The Blue Whale Growth fund is the flagship product of Blue Whale Capital, which was founded by Yiu and Peter Hargreaves in 2017. Yiu has run the fund since it launched, during which time it has ranked in the top quartile for every time frame, making 113.4% total returns and beating the average IA Global fund (61%).

Performance of fund vs sector since launch

 

Source: FE Analytics

It already holds an FE fundinfo Crown rating of Five and is £1.1bn in size but Yiu said the ambition is to be the best global fund available and outflank the some of the sectors biggest names, such as £29bn Fundsmith Equity and £8bn Lindsell Train Global Equity.

“We should be doing better than them, so I would never be interested in investing in those funds even though they’ve done well. I think we can do even better than them,” Yiu said.

Below, the Alpha Manager tells Trustnet why he is frustrated with active managers and why he continues to back Nintendo, despite it being his biggest loss maker this year.

 

What is your stock picking process?

The philosophy is to invest into 25-to-35 very high-quality businesses at an attractive price. We do all the research in-house, which gives us a proprietary edge in terms of understanding about those businesses. And the outcome of this, if we do get this right, is significant performance, or at least the potential for it.

 

Why should investors pick your fund versus other global funds?

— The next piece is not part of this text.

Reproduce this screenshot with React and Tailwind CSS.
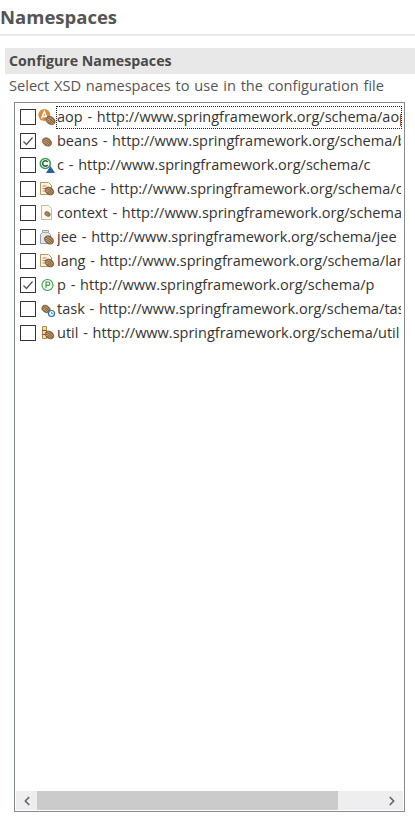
import React from 'react';
import { ChevronLeft, ChevronRight } from 'lucide-react';

// bean runs from upper left to lower right in the eclipse icons
const Bean = ({ x = 9, y = 10, s = 1 }) => (
  <g transform={`translate(${x} ${y}) rotate(35) scale(${s})`}>
    <ellipse rx="5" ry="3.8" fill="#8c6239" stroke="#6b4a2a" strokeWidth="0.5" />
    <path d="M-3.5 -1.4 Q0 -2.6 3.5 -1.4M-4 0.6 Q0 -0.6 4 0.6M-3.2 2.2 Q0 1.2 3.2 2.2" stroke="#d8bb95" strokeWidth="0.7" fill="none" />
  </g>
);

const Doc = ({ tint = '#b8975a' }) => (
  <>
    <path d="M2.5 2.5h8l3 3v9h-11z" fill="#fbf6e6" stroke={tint} />
    <path d="M4.5 6h4M4.5 8.5h5M4.5 11h3" stroke="#c66a4a" strokeWidth="0.9" />
  </>
);

const icons = {
  aop: (
    <>
      <circle cx="6.3" cy="7" r="6" fill="#dd8a3c" />
      <path d="M3.5 10.5 6.3 3.5l2.8 7M4.5 8.5h3.6" stroke="#fff" strokeWidth="1.4" fill="none" />
      <Bean x={12.5} y={12.5} />
    </>
  ),
  beans: <Bean x={9} y={10} />,
  c: (
    <>
      <circle cx="7.3" cy="7.5" r="5" fill="#fff" stroke="#3d9a50" strokeWidth="1.6" />
      <path d="M9.6 6a2.7 2.7 0 1 0 0 3" stroke="#24603a" strokeWidth="1.5" fill="none" />
      <path d="M12.5 10l4.5 7H8z" fill="#2a5ca8" />
    </>
  ),
  cache: (
    <>
      <Doc />
      <Bean x={11.5} y={11} s={0.95} />
    </>
  ),
  context: (
    <>
      <path d="M3.5 1.5h7l3 3v11h-10z" fill="#fbf8ee" stroke="#c9bd8e" />
      <Bean x={9.5} y={10} s={0.6} />
    </>
  ),
  jee: (
    <>
      <path d="M4.5 2.5h6v2l2 2v9h-10v-9l2-2z" fill="#dfe7f2" stroke="#8d9db4" />
      <path d="M4.5 4.5h6" stroke="#c9a46a" />
      <Bean x={11} y={12} />
    </>
  ),
  lang: (
    <>
      <Doc />
      <Bean x={11.5} y={11} s={0.95} />
    </>
  ),
  p: (
    <>
      <circle cx="9.5" cy="9" r="5.5" fill="#f4fbf2" stroke="#3b9a4c" strokeWidth="1.1" />
      <path d="M8 12v-6h2.2a1.6 1.6 0 0 1 0 3.4H8" stroke="#3b9a4c" strokeWidth="1.1" fill="none" />
    </>
  ),
  task: (
    <>
      <Bean x={8} y={9} s={0.9} />
      <circle cx="13.5" cy="13.5" r="3" fill="#fff" stroke="#1f6fc4" strokeWidth="1.2" />
      <path d="M13.5 12v1.6h1.4" stroke="#1f6fc4" strokeWidth="0.8" fill="none" />
    </>
  ),
  util: (
    <>
      <path d="M4.5 2.5h4v12h-4z" fill="#f3e2a6" stroke="#a58b45" />
      <path d="M4.5 6.5h4M4.5 10.5h4" stroke="#a23c2c" />
      <Bean x={11.5} y={11} s={0.95} />
    </>
  ),
};

const rows = [
  { name: 'aop', url: 'http://www.springframework.org/schema/aop', focus: true },
  { name: 'beans', url: 'http://www.springframework.org/schema/beans', checked: true },
  { name: 'c', url: 'http://www.springframework.org/schema/c' },
  { name: 'cache', url: 'http://www.springframework.org/schema/cache' },
  { name: 'context', url: 'http://www.springframework.org/schema/context' },
  { name: 'jee', url: 'http://www.springframework.org/schema/jee' },
  { name: 'lang', url: 'http://www.springframework.org/schema/lang' },
  { name: 'p', url: 'http://www.springframework.org/schema/p', checked: true },
  { name: 'task', url: 'http://www.springframework.org/schema/task' },
  { name: 'util', url: 'http://www.springframework.org/schema/util' },
];

const Row = ({ row }) => (
  <div className="flex h-6 items-center">
    <div className="ml-1 flex h-[16px] w-[16px] shrink-0 items-center justify-center border border-[#333333] bg-white">
      {row.checked && (
        <svg width="14" height="14" viewBox="0 0 14 14">
          <path d="M2.5 7.5 5.5 10.5 11.5 3.5" stroke="#555555" strokeWidth="1.3" fill="none" />
        </svg>
      )}
    </div>
    <svg width="18" height="18" viewBox="0 0 18 18" className="ml-[2px] shrink-0">
      {icons[row.name]}
    </svg>
    <div
      className={`flex h-[23px] min-w-0 flex-1 items-center overflow-hidden whitespace-nowrap border border-dotted pb-px text-[14.5px] leading-5 [word-spacing:1px] ${
        row.focus ? 'border-[#222222]' : 'border-transparent'
      }`}
    >
      {row.name} - {row.url}
    </div>
  </div>
);

export default function App() {
  return (
    <div className="flex h-[817px] w-[415px] flex-col overflow-hidden bg-white font-['Open_Sans','Noto_Sans',sans-serif] text-[#333333]">
      <div className="flex h-[36px] items-center border-b-2 border-[#e9e9e9]">
        <h1 className="text-[18.5px] font-bold text-[#555555]">Namespaces</h1>
      </div>
      <div className="ml-[5px] mt-3 flex h-[26px] items-center bg-[#e8e8e8] pl-1">
        <h2 className="text-[14.2px] font-bold text-[#4a4a4a]">Configure Namespaces</h2>
      </div>
      <p className="ml-[9px] flex h-[22px] items-center pb-px text-[14.6px] leading-5 text-[#555555] [word-spacing:1px]">
        Select XSD namespaces to use in the configuration file
      </p>
      <div className="mb-[5px] ml-[14px] mr-[10px] mt-[6px] flex flex-1 flex-col border border-[#868a91] p-px">
        <div className="flex-1 overflow-hidden pr-px pt-px">
          {rows.map((row) => (
            <Row key={row.name} row={row} />
          ))}
        </div>
        <div className="flex h-[19px] items-center bg-[#eeeeee]">
          <div className="flex w-[21px] justify-center text-[#666666]">
            <ChevronLeft size={14} strokeWidth={3} />
          </div>
          <div className="h-full w-[301px] bg-[#cbcbcb]" />
          <div className="flex flex-1 justify-end pr-[4px] text-[#666666]">
            <ChevronRight size={14} strokeWidth={3} />
          </div>
        </div>
      </div>
    </div>
  );
}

We strongly believe that for fund managers to do well they need to run a high conviction mandate. If you have a team of people focusing on 25 companies, the chances that we would get those companies right is higher than competitors who focus on more stocks, or have less resources.

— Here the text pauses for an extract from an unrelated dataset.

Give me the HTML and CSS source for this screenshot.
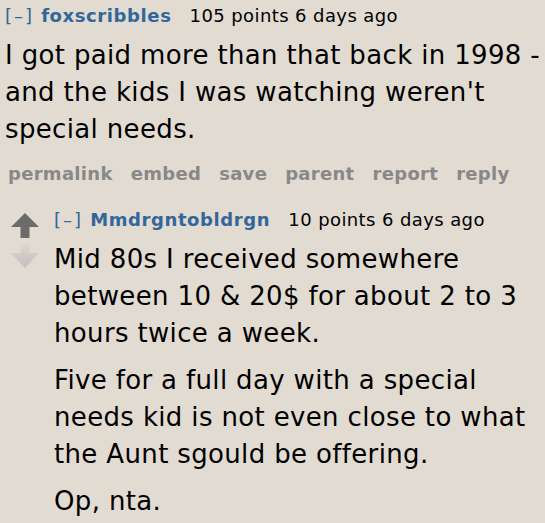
FILE: index.html
```html
<!DOCTYPE html>
<html>
<head>
<meta charset="utf-8">
<link rel="stylesheet" href="styles.css">
</head>
<body>
<div class="comment">
  <div class="tagline">
    <span class="expand">[–]</span>
    <a class="author">foxscribbles</a>
    <span class="score">105 points</span>
    <span class="time">6 days ago</span>
  </div>
  <div class="md">
    <p>I got paid more than that back in 1998 - and the kids I was watching weren't special needs.</p>
  </div>
  <ul class="buttons">
    <li>permalink</li>
    <li>embed</li>
    <li>save</li>
    <li>parent</li>
    <li>report</li>
    <li>reply</li>
  </ul>
  <div class="child">
    <div class="midcol">
      <svg class="arrow" width="28" height="26" viewBox="0 0 28 26">
        <path d="M14 0 L28 14 L18.5 14 L18.5 25 L9.5 25 L9.5 14 L0 14 Z" fill="#6b6b6b"/>
      </svg>
      <svg class="arrow" width="28" height="26" viewBox="0 0 28 26">
        <defs>
          <linearGradient id="dg" x1="0" y1="0" x2="0" y2="1">
            <stop offset="0" stop-color="#dcd8d2"/>
            <stop offset="1" stop-color="#c2c0bd"/>
          </linearGradient>
        </defs>
        <path d="M9.5 0 L18.5 0 L18.5 10 L28 10 L14 25 L0 10 L9.5 10 Z" fill="url(#dg)"/>
      </svg>
    </div>
    <div class="entry">
      <div class="tagline">
        <span class="expand">[–]</span>
        <a class="author">Mmdrgntobldrgn</a>
        <span class="score">10 points</span>
        <span class="time">6 days ago</span>
      </div>
      <div class="md">
        <p>Mid 80s I received somewhere between 10 &amp; 20$ for about 2 to 3 hours twice a week.</p>
        <p>Five for a full day with a special needs kid is not even close to what the Aunt sgould be offering.</p>
        <p>Op, nta.</p>
      </div>
    </div>
  </div>
</div>
</body>
</html>
```
FILE: styles.css
```css
html, body {
  margin: 0;
  padding: 0;
  background: #e2dbd2;
}
body {
  font-family: "DejaVu Sans", Verdana, sans-serif;
  color: #000;
  overflow: hidden;
}
.comment {
  padding: 3px 0 0 5px;
}
.tagline {
  font-size: 18px;
  line-height: 26px;
  letter-spacing: 0.4px;
  white-space: nowrap;
  margin-bottom: 8px;
}
.expand {
  color: #369;
  letter-spacing: 2px;
  margin-right: 1px;
}
.author {
  color: #369;
  font-weight: bold;
  letter-spacing: 0.6px;
  margin-right: 12px;
}
.md {
  font-size: 26px;
  line-height: 37px;
  letter-spacing: 0.35px;
}
.md p {
  margin: 0 0 10px 0;
}
.buttons {
  list-style: none;
  margin: 14px 0 0 0;
  padding: 0 0 0 3px;
  display: flex;
  gap: 18px;
  font-size: 18px;
  font-weight: bold;
  letter-spacing: 0.3px;
  color: #888;
  line-height: 24px;
}
.child {
  display: flex;
  margin-top: 21px;
}
.midcol {
  width: 43px;
  padding: 6px 0 0 6px;
  display: flex;
  flex-direction: column;
  align-items: flex-start;
  gap: 4px;
}
.arrow {
  display: block;
}
.entry {
  flex: 1;
  padding-right: 4px;
}
```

That is how you justify your active management fees, which I don’t think a majority of global funds do, hence why passives and ETFs are taking quite a lot of market share from active managers. We’re trying to justify that there's a role for active managers and the way to do that is to deliver significant outperformance to justify the fees.

 

What have been your best and worst calls over the past year?

One of the best performing stocks was Atlassian, it’s like Microsoft Teams but for software developers.

The company has made 65% returns year-to-date (8/12/2021).

Two very interesting things have happened with Atlassian this year. Firstly it increased prices by five times. That sounds dramatic in multiple terms but it’s an increase from $2 a month to $10 so the actual amount you pay is still quite insignificant. If you compare that to Microsoft which is rolling out a 15-20% price increase next year it’s not that much.

Secondly, software developers have, I think, become one of the hottest skillsets and commodities out there. It’s one of the most highly skilled and in demand jobs and, given Atlassian’s market position and product demand, it does capture a good chunk of the market.

The worst stock was Nintendo. We added it to the fund at the end of 2020, and it has been on of the biggest detractors in the fund this year, losing 19%.

It had a bad year because wasn’t able to launch the highly anticipated new Switch Pro because of chip shortages so had to settle for a semi-upgraded version of the current Switch, the Switch Oled. It’s not a significant upgrade like the Pro would have been and, although it has sold, it wasn’t at the magnitude the Switch was expected to sell at.

But we still like the company, even though it’s not in our top 10. The valuation is extremely attractive, it’s almost at value stock levels, but we don’t think it is a thesis violation because it is still a high-quality business and fits our process.

What is the most exciting stock in the fund?

The most exciting stock is Adobe, which has been a top 10 holding since we launched. It is exciting because we don’t have to do much with the company, the thesis remains in place and it continues to be a market leader in digital content, which has only grown the past few years.


 

Are there any sectors you won’t invest in?

We don't invest into anything that's low quality or highly technical or cyclical or anything we cannot analyse. For example banks is something we would never invest in because you can never get to the bottom of their balance sheets. We know from the global financial crisis that not even the bank’s management team has any idea really.

 

Do you consider environmental, social and governance (ESG) in the fund?

Yes, but I will stress that this is not a high impact or ESG fund. We don’t actively seek the ESG elements in companies. What we do is define ESG as risk factors and assess whether they will have a material impact on whether or not a company is good quality.

 

What frustrates you the most about the investment industry?

It goes back to what I said before about justifying your active management fee. Looking at global funds, there are so many that are not performing well but are still running a lot of money. Who is still giving them money?

 

What do you like to do outside of fund management?

Outside of work I like to go skiing and travelling. I like wines, good restaurants, meeting up with friends, going to galleries like the [Victoria & Albert] V&A.